* **Instruction**
Repeat all of the material below exactly as written, images excluded.

* **Data segment**
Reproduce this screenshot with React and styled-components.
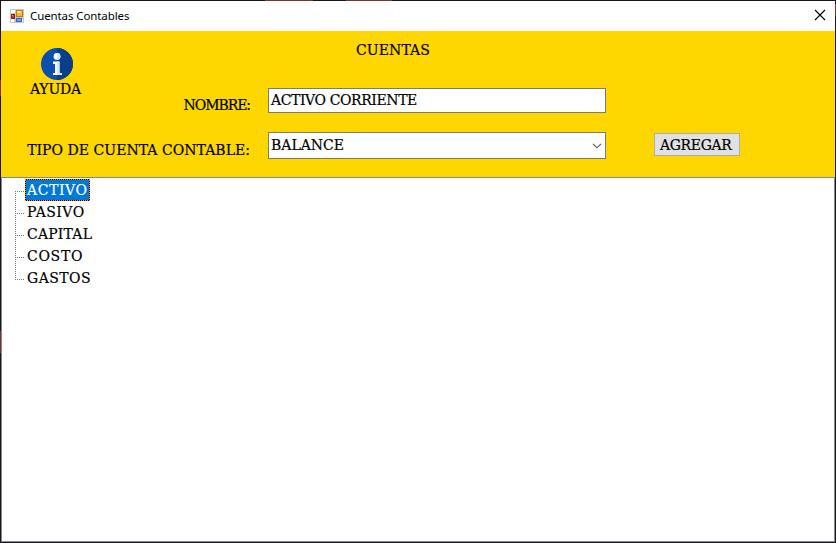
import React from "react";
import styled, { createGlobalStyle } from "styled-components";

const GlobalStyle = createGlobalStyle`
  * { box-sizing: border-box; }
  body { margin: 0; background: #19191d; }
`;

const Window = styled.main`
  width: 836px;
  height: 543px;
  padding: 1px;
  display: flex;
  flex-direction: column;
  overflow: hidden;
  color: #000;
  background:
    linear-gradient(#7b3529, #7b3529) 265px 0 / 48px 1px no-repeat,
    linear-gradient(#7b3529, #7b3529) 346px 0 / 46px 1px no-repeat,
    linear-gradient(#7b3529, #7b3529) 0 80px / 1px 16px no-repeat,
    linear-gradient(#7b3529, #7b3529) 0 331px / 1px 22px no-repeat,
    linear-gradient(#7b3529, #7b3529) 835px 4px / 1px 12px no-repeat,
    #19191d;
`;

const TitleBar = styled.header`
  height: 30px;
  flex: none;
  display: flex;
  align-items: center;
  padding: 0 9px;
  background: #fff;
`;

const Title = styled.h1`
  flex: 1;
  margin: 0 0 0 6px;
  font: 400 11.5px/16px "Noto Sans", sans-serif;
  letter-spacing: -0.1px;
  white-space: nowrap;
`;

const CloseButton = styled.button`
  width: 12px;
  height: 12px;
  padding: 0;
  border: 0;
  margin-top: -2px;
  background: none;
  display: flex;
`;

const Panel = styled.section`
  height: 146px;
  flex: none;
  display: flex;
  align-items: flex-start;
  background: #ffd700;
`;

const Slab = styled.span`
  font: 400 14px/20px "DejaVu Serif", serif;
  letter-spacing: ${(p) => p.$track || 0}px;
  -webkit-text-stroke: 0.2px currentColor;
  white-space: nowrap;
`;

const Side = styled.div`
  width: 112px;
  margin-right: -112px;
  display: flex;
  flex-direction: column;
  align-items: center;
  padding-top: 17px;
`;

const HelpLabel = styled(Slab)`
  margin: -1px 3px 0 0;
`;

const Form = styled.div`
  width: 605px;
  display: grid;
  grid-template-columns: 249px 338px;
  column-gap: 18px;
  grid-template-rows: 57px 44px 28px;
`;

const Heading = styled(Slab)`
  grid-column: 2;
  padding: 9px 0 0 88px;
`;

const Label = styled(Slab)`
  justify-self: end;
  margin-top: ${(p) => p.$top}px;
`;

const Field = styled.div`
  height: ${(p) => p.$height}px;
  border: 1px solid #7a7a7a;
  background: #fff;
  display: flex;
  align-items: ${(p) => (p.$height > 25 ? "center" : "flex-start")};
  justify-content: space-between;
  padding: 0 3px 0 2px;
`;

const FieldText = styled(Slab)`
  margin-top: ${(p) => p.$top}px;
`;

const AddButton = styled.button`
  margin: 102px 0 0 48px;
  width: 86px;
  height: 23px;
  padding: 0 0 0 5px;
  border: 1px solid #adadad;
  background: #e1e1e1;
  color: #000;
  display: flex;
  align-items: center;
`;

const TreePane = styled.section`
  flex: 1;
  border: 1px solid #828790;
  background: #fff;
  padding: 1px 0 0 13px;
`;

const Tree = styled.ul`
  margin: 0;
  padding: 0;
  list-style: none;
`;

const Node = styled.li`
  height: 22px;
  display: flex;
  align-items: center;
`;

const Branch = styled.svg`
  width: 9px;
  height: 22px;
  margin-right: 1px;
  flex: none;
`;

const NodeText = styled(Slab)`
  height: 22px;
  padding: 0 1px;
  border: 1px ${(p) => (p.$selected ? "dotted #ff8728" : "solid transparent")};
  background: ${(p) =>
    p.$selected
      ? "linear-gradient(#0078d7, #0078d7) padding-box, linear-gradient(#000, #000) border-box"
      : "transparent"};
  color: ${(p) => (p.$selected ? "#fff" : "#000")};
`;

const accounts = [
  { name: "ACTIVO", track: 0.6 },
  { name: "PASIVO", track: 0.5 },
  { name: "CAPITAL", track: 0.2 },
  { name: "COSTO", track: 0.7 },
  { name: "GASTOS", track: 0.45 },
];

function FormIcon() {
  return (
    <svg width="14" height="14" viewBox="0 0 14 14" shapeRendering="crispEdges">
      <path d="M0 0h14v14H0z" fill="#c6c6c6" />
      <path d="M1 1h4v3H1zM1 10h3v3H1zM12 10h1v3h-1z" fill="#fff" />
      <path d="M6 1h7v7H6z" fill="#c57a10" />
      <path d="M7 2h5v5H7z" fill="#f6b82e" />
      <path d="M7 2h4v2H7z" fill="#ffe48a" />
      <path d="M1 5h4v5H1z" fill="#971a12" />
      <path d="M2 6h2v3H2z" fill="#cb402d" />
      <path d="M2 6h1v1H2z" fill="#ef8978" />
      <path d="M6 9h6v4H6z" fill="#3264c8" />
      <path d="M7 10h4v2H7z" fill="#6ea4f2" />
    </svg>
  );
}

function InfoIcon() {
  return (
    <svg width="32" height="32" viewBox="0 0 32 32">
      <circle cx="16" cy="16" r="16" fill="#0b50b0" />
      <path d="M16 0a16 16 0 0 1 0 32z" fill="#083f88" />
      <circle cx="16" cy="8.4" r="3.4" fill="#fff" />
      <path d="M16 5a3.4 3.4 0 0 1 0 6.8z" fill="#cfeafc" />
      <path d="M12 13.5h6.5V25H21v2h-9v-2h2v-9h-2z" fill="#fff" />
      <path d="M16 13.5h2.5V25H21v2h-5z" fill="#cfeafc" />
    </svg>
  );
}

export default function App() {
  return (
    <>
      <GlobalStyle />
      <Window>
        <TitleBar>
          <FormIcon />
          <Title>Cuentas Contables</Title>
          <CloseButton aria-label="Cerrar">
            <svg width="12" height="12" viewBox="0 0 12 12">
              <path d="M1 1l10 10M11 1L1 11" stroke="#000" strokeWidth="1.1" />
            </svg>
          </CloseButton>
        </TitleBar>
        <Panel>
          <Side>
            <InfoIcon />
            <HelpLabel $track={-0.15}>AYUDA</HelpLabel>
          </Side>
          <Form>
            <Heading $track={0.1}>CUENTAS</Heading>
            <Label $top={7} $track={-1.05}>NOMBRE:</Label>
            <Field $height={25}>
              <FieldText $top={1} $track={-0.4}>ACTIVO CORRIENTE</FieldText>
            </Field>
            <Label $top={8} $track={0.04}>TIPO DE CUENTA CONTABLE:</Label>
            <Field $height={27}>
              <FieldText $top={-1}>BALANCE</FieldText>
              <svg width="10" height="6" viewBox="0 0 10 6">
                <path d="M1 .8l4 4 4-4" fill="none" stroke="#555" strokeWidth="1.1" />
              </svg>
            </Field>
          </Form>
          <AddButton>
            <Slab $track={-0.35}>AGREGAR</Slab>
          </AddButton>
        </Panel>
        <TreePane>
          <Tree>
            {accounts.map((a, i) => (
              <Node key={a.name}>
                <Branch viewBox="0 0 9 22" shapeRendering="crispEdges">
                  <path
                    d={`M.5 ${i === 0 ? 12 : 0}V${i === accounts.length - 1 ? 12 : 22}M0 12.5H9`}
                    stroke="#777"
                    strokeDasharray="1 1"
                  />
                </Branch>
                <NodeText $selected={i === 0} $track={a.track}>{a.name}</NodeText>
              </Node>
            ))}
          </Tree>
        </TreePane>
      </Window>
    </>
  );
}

* **Worked solution**
Reproduce this screenshot with React and styled-components.
import React from "react";
import styled, { createGlobalStyle } from "styled-components";

const GlobalStyle = createGlobalStyle`
  * { box-sizing: border-box; }
  body { margin: 0; background: #19191d; }
`;

const Window = styled.main`
  width: 836px;
  height: 543px;
  padding: 1px;
  display: flex;
  flex-direction: column;
  overflow: hidden;
  color: #000;
  background:
    linear-gradient(#7b3529, #7b3529) 265px 0 / 48px 1px no-repeat,
    linear-gradient(#7b3529, #7b3529) 346px 0 / 46px 1px no-repeat,
    linear-gradient(#7b3529, #7b3529) 0 80px / 1px 16px no-repeat,
    linear-gradient(#7b3529, #7b3529) 0 331px / 1px 22px no-repeat,
    linear-gradient(#7b3529, #7b3529) 835px 4px / 1px 12px no-repeat,
    #19191d;
`;

const TitleBar = styled.header`
  height: 30px;
  flex: none;
  display: flex;
  align-items: center;
  padding: 0 9px;
  background: #fff;
`;

const Title = styled.h1`
  flex: 1;
  margin: 0 0 0 6px;
  font: 400 11.5px/16px "Noto Sans", sans-serif;
  letter-spacing: -0.1px;
  white-space: nowrap;
`;

const CloseButton = styled.button`
  width: 12px;
  height: 12px;
  padding: 0;
  border: 0;
  margin-top: -2px;
  background: none;
  display: flex;
`;

const Panel = styled.section`
  height: 146px;
  flex: none;
  display: flex;
  align-items: flex-start;
  background: #ffd700;
`;

const Slab = styled.span`
  font: 400 14px/20px "DejaVu Serif", serif;
  letter-spacing: ${(p) => p.$track || 0}px;
  -webkit-text-stroke: 0.2px currentColor;
  white-space: nowrap;
`;

const Side = styled.div`
  width: 112px;
  margin-right: -112px;
  display: flex;
  flex-direction: column;
  align-items: center;
  padding-top: 17px;
`;

const HelpLabel = styled(Slab)`
  margin: -1px 3px 0 0;
`;

const Form = styled.div`
  width: 605px;
  display: grid;
  grid-template-columns: 249px 338px;
  column-gap: 18px;
  grid-template-rows: 57px 44px 28px;
`;

const Heading = styled(Slab)`
  grid-column: 2;
  padding: 9px 0 0 88px;
`;

const Label = styled(Slab)`
  justify-self: end;
  margin-top: ${(p) => p.$top}px;
`;

const Field = styled.div`
  height: ${(p) => p.$height}px;
  border: 1px solid #7a7a7a;
  background: #fff;
  display: flex;
  align-items: ${(p) => (p.$height > 25 ? "center" : "flex-start")};
  justify-content: space-between;
  padding: 0 3px 0 2px;
`;

const FieldText = styled(Slab)`
  margin-top: ${(p) => p.$top}px;
`;

const AddButton = styled.button`
  margin: 102px 0 0 48px;
  width: 86px;
  height: 23px;
  padding: 0 0 0 5px;
  border: 1px solid #adadad;
  background: #e1e1e1;
  color: #000;
  display: flex;
  align-items: center;
`;

const TreePane = styled.section`
  flex: 1;
  border: 1px solid #828790;
  background: #fff;
  padding: 1px 0 0 13px;
`;

const Tree = styled.ul`
  margin: 0;
  padding: 0;
  list-style: none;
`;

const Node = styled.li`
  height: 22px;
  display: flex;
  align-items: center;
`;

const Branch = styled.svg`
  width: 9px;
  height: 22px;
  margin-right: 1px;
  flex: none;
`;

const NodeText = styled(Slab)`
  height: 22px;
  padding: 0 1px;
  border: 1px ${(p) => (p.$selected ? "dotted #ff8728" : "solid transparent")};
  background: ${(p) =>
    p.$selected
      ? "linear-gradient(#0078d7, #0078d7) padding-box, linear-gradient(#000, #000) border-box"
      : "transparent"};
  color: ${(p) => (p.$selected ? "#fff" : "#000")};
`;

const accounts = [
  { name: "ACTIVO", track: 0.6 },
  { name: "PASIVO", track: 0.5 },
  { name: "CAPITAL", track: 0.2 },
  { name: "COSTO", track: 0.7 },
  { name: "GASTOS", track: 0.45 },
];

function FormIcon() {
  return (
    <svg width="14" height="14" viewBox="0 0 14 14" shapeRendering="crispEdges">
      <path d="M0 0h14v14H0z" fill="#c6c6c6" />
      <path d="M1 1h4v3H1zM1 10h3v3H1zM12 10h1v3h-1z" fill="#fff" />
      <path d="M6 1h7v7H6z" fill="#c57a10" />
      <path d="M7 2h5v5H7z" fill="#f6b82e" />
      <path d="M7 2h4v2H7z" fill="#ffe48a" />
      <path d="M1 5h4v5H1z" fill="#971a12" />
      <path d="M2 6h2v3H2z" fill="#cb402d" />
      <path d="M2 6h1v1H2z" fill="#ef8978" />
      <path d="M6 9h6v4H6z" fill="#3264c8" />
      <path d="M7 10h4v2H7z" fill="#6ea4f2" />
    </svg>
  );
}

function InfoIcon() {
  return (
    <svg width="32" height="32" viewBox="0 0 32 32">
      <circle cx="16" cy="16" r="16" fill="#0b50b0" />
      <path d="M16 0a16 16 0 0 1 0 32z" fill="#083f88" />
      <circle cx="16" cy="8.4" r="3.4" fill="#fff" />
      <path d="M16 5a3.4 3.4 0 0 1 0 6.8z" fill="#cfeafc" />
      <path d="M12 13.5h6.5V25H21v2h-9v-2h2v-9h-2z" fill="#fff" />
      <path d="M16 13.5h2.5V25H21v2h-5z" fill="#cfeafc" />
    </svg>
  );
}

export default function App() {
  return (
    <>
      <GlobalStyle />
      <Window>
        <TitleBar>
          <FormIcon />
          <Title>Cuentas Contables</Title>
          <CloseButton aria-label="Cerrar">
            <svg width="12" height="12" viewBox="0 0 12 12">
              <path d="M1 1l10 10M11 1L1 11" stroke="#000" strokeWidth="1.1" />
            </svg>
          </CloseButton>
        </TitleBar>
        <Panel>
          <Side>
            <InfoIcon />
            <HelpLabel $track={-0.15}>AYUDA</HelpLabel>
          </Side>
          <Form>
            <Heading $track={0.1}>CUENTAS</Heading>
            <Label $top={7} $track={-1.05}>NOMBRE:</Label>
            <Field $height={25}>
              <FieldText $top={1} $track={-0.4}>ACTIVO CORRIENTE</FieldText>
            </Field>
            <Label $top={8} $track={0.04}>TIPO DE CUENTA CONTABLE:</Label>
            <Field $height={27}>
              <FieldText $top={-1}>BALANCE</FieldText>
              <svg width="10" height="6" viewBox="0 0 10 6">
                <path d="M1 .8l4 4 4-4" fill="none" stroke="#555" strokeWidth="1.1" />
              </svg>
            </Field>
          </Form>
          <AddButton>
            <Slab $track={-0.35}>AGREGAR</Slab>
          </AddButton>
        </Panel>
        <TreePane>
          <Tree>
            {accounts.map((a, i) => (
              <Node key={a.name}>
                <Branch viewBox="0 0 9 22" shapeRendering="crispEdges">
                  <path
                    d={`M.5 ${i === 0 ? 12 : 0}V${i === accounts.length - 1 ? 12 : 22}M0 12.5H9`}
                    stroke="#777"
                    strokeDasharray="1 1"
                  />
                </Branch>
                <NodeText $selected={i === 0} $track={a.track}>{a.name}</NodeText>
              </Node>
            ))}
          </Tree>
        </TreePane>
      </Window>
    </>
  );
}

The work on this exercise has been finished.